*Requirement*:
Leave out the pictures and transcribe everything else exactly.

^^^^^^^^^^^^^^^^

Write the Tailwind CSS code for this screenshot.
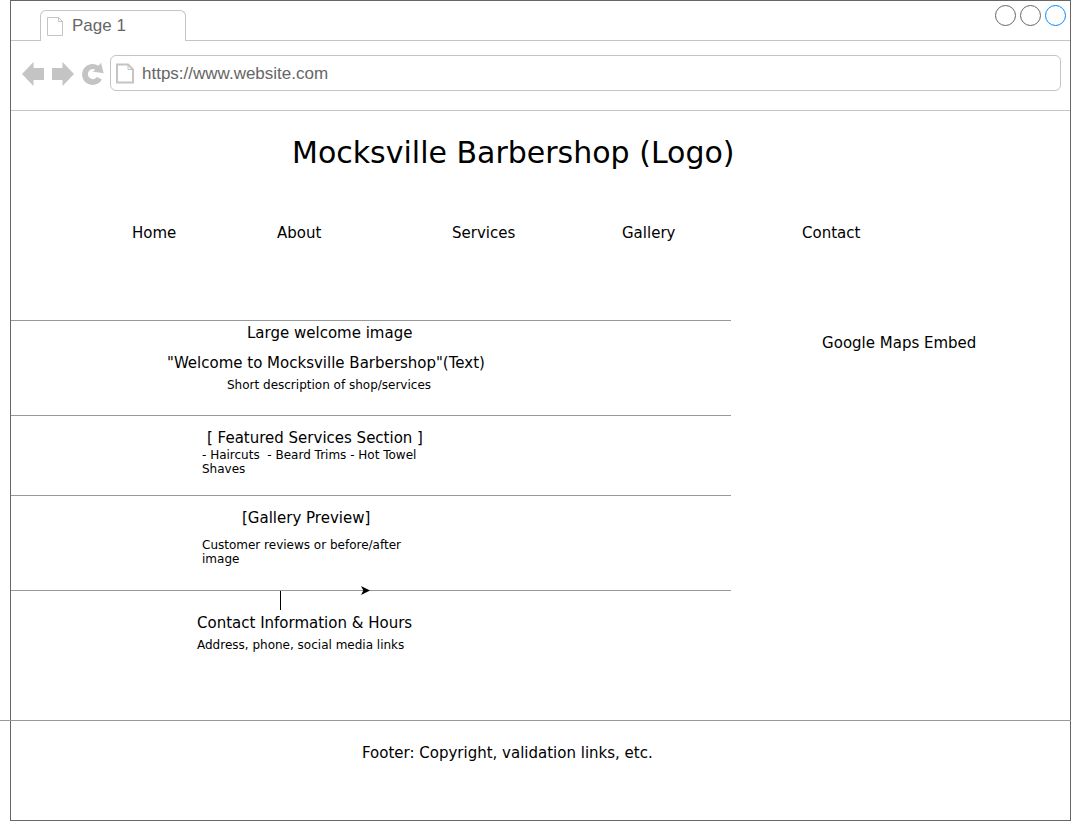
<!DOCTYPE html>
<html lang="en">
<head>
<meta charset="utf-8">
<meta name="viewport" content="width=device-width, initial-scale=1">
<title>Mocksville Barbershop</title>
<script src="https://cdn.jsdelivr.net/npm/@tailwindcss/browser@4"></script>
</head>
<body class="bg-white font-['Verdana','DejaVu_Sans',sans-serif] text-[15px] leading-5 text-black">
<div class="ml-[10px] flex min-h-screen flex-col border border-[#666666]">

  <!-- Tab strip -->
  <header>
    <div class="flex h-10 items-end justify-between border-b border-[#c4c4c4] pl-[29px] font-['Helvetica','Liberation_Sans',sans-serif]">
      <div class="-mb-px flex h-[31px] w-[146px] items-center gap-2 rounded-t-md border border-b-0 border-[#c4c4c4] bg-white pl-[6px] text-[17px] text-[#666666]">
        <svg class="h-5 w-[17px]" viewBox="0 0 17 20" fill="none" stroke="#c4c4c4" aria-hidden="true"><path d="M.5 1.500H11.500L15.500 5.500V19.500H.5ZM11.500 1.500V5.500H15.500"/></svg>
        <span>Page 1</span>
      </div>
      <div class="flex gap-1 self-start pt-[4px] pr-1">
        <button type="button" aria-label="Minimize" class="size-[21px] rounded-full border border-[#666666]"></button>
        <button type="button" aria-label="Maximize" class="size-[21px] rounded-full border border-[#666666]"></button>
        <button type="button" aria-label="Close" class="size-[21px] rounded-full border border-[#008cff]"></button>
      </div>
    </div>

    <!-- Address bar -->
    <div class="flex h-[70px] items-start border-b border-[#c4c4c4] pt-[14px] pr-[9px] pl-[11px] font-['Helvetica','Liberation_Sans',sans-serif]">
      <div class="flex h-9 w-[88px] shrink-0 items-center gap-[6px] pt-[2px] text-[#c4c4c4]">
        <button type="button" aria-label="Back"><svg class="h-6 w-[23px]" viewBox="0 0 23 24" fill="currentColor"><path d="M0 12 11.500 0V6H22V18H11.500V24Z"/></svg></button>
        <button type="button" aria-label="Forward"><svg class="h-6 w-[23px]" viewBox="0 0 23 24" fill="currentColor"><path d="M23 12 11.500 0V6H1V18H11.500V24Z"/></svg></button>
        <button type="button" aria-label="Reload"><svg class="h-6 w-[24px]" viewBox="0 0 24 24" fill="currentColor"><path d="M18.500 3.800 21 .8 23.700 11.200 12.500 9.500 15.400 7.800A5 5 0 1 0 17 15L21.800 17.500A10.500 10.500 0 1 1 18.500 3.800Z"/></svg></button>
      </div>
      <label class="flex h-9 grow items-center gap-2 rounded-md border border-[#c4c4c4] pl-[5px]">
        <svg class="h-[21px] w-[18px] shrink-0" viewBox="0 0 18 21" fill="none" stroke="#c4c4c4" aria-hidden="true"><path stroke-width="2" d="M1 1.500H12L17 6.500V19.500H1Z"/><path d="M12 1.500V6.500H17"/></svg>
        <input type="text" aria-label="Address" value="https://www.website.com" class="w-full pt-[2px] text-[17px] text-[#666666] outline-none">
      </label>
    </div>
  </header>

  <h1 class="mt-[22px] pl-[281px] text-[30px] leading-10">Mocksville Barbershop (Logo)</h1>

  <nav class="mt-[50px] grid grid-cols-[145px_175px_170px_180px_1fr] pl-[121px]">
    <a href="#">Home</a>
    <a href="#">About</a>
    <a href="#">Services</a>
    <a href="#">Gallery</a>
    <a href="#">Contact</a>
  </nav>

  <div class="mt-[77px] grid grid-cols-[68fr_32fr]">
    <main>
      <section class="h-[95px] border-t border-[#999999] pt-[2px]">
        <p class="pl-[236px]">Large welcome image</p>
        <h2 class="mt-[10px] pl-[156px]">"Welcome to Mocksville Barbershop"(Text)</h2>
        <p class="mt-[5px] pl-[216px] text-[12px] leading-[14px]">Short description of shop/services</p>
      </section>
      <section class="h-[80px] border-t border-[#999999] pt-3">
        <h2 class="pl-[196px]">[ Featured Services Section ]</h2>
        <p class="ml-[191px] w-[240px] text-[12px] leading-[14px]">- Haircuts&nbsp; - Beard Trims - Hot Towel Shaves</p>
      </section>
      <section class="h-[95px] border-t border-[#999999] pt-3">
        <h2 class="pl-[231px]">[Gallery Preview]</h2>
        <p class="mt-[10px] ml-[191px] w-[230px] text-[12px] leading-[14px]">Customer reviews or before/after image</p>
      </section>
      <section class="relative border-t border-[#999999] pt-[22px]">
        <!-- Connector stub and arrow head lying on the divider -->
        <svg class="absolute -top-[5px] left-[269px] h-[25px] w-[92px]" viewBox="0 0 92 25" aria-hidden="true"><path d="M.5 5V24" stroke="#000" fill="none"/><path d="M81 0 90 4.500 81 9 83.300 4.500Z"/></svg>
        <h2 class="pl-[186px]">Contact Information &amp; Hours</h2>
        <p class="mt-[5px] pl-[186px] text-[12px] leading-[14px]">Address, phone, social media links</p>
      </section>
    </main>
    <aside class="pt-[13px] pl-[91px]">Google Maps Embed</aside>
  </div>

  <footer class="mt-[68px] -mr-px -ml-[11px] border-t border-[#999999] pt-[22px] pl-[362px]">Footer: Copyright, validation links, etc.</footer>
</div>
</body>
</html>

^^^^^^^^^^^^^^^^

*Solved problem*:
Write the Tailwind CSS code for this screenshot.
<!DOCTYPE html>
<html lang="en">
<head>
<meta charset="utf-8">
<meta name="viewport" content="width=device-width, initial-scale=1">
<title>Mocksville Barbershop</title>
<script src="https://cdn.jsdelivr.net/npm/@tailwindcss/browser@4"></script>
</head>
<body class="bg-white font-['Verdana','DejaVu_Sans',sans-serif] text-[15px] leading-5 text-black">
<div class="ml-[10px] flex min-h-screen flex-col border border-[#666666]">

  <!-- Tab strip -->
  <header>
    <div class="flex h-10 items-end justify-between border-b border-[#c4c4c4] pl-[29px] font-['Helvetica','Liberation_Sans',sans-serif]">
      <div class="-mb-px flex h-[31px] w-[146px] items-center gap-2 rounded-t-md border border-b-0 border-[#c4c4c4] bg-white pl-[6px] text-[17px] text-[#666666]">
        <svg class="h-5 w-[17px]" viewBox="0 0 17 20" fill="none" stroke="#c4c4c4" aria-hidden="true"><path d="M.5 1.500H11.500L15.500 5.500V19.500H.5ZM11.500 1.500V5.500H15.500"/></svg>
        <span>Page 1</span>
      </div>
      <div class="flex gap-1 self-start pt-[4px] pr-1">
        <button type="button" aria-label="Minimize" class="size-[21px] rounded-full border border-[#666666]"></button>
        <button type="button" aria-label="Maximize" class="size-[21px] rounded-full border border-[#666666]"></button>
        <button type="button" aria-label="Close" class="size-[21px] rounded-full border border-[#008cff]"></button>
      </div>
    </div>

    <!-- Address bar -->
    <div class="flex h-[70px] items-start border-b border-[#c4c4c4] pt-[14px] pr-[9px] pl-[11px] font-['Helvetica','Liberation_Sans',sans-serif]">
      <div class="flex h-9 w-[88px] shrink-0 items-center gap-[6px] pt-[2px] text-[#c4c4c4]">
        <button type="button" aria-label="Back"><svg class="h-6 w-[23px]" viewBox="0 0 23 24" fill="currentColor"><path d="M0 12 11.500 0V6H22V18H11.500V24Z"/></svg></button>
        <button type="button" aria-label="Forward"><svg class="h-6 w-[23px]" viewBox="0 0 23 24" fill="currentColor"><path d="M23 12 11.500 0V6H1V18H11.500V24Z"/></svg></button>
        <button type="button" aria-label="Reload"><svg class="h-6 w-[24px]" viewBox="0 0 24 24" fill="currentColor"><path d="M18.500 3.800 21 .8 23.700 11.200 12.500 9.500 15.400 7.800A5 5 0 1 0 17 15L21.800 17.500A10.500 10.500 0 1 1 18.500 3.800Z"/></svg></button>
      </div>
      <label class="flex h-9 grow items-center gap-2 rounded-md border border-[#c4c4c4] pl-[5px]">
        <svg class="h-[21px] w-[18px] shrink-0" viewBox="0 0 18 21" fill="none" stroke="#c4c4c4" aria-hidden="true"><path stroke-width="2" d="M1 1.500H12L17 6.500V19.500H1Z"/><path d="M12 1.500V6.500H17"/></svg>
        <input type="text" aria-label="Address" value="https://www.website.com" class="w-full pt-[2px] text-[17px] text-[#666666] outline-none">
      </label>
    </div>
  </header>

  <h1 class="mt-[22px] pl-[281px] text-[30px] leading-10">Mocksville Barbershop (Logo)</h1>

  <nav class="mt-[50px] grid grid-cols-[145px_175px_170px_180px_1fr] pl-[121px]">
    <a href="#">Home</a>
    <a href="#">About</a>
    <a href="#">Services</a>
    <a href="#">Gallery</a>
    <a href="#">Contact</a>
  </nav>

  <div class="mt-[77px] grid grid-cols-[68fr_32fr]">
    <main>
      <section class="h-[95px] border-t border-[#999999] pt-[2px]">
        <p class="pl-[236px]">Large welcome image</p>
        <h2 class="mt-[10px] pl-[156px]">"Welcome to Mocksville Barbershop"(Text)</h2>
        <p class="mt-[5px] pl-[216px] text-[12px] leading-[14px]">Short description of shop/services</p>
      </section>
      <section class="h-[80px] border-t border-[#999999] pt-3">
        <h2 class="pl-[196px]">[ Featured Services Section ]</h2>
        <p class="ml-[191px] w-[240px] text-[12px] leading-[14px]">- Haircuts&nbsp; - Beard Trims - Hot Towel Shaves</p>
      </section>
      <section class="h-[95px] border-t border-[#999999] pt-3">
        <h2 class="pl-[231px]">[Gallery Preview]</h2>
        <p class="mt-[10px] ml-[191px] w-[230px] text-[12px] leading-[14px]">Customer reviews or before/after image</p>
      </section>
      <section class="relative border-t border-[#999999] pt-[22px]">
        <!-- Connector stub and arrow head lying on the divider -->
        <svg class="absolute -top-[5px] left-[269px] h-[25px] w-[92px]" viewBox="0 0 92 25" aria-hidden="true"><path d="M.5 5V24" stroke="#000" fill="none"/><path d="M81 0 90 4.500 81 9 83.300 4.500Z"/></svg>
        <h2 class="pl-[186px]">Contact Information &amp; Hours</h2>
        <p class="mt-[5px] pl-[186px] text-[12px] leading-[14px]">Address, phone, social media links</p>
      </section>
    </main>
    <aside class="pt-[13px] pl-[91px]">Google Maps Embed</aside>
  </div>

  <footer class="mt-[68px] -mr-px -ml-[11px] border-t border-[#999999] pt-[22px] pl-[362px]">Footer: Copyright, validation links, etc.</footer>
</div>
</body>
</html>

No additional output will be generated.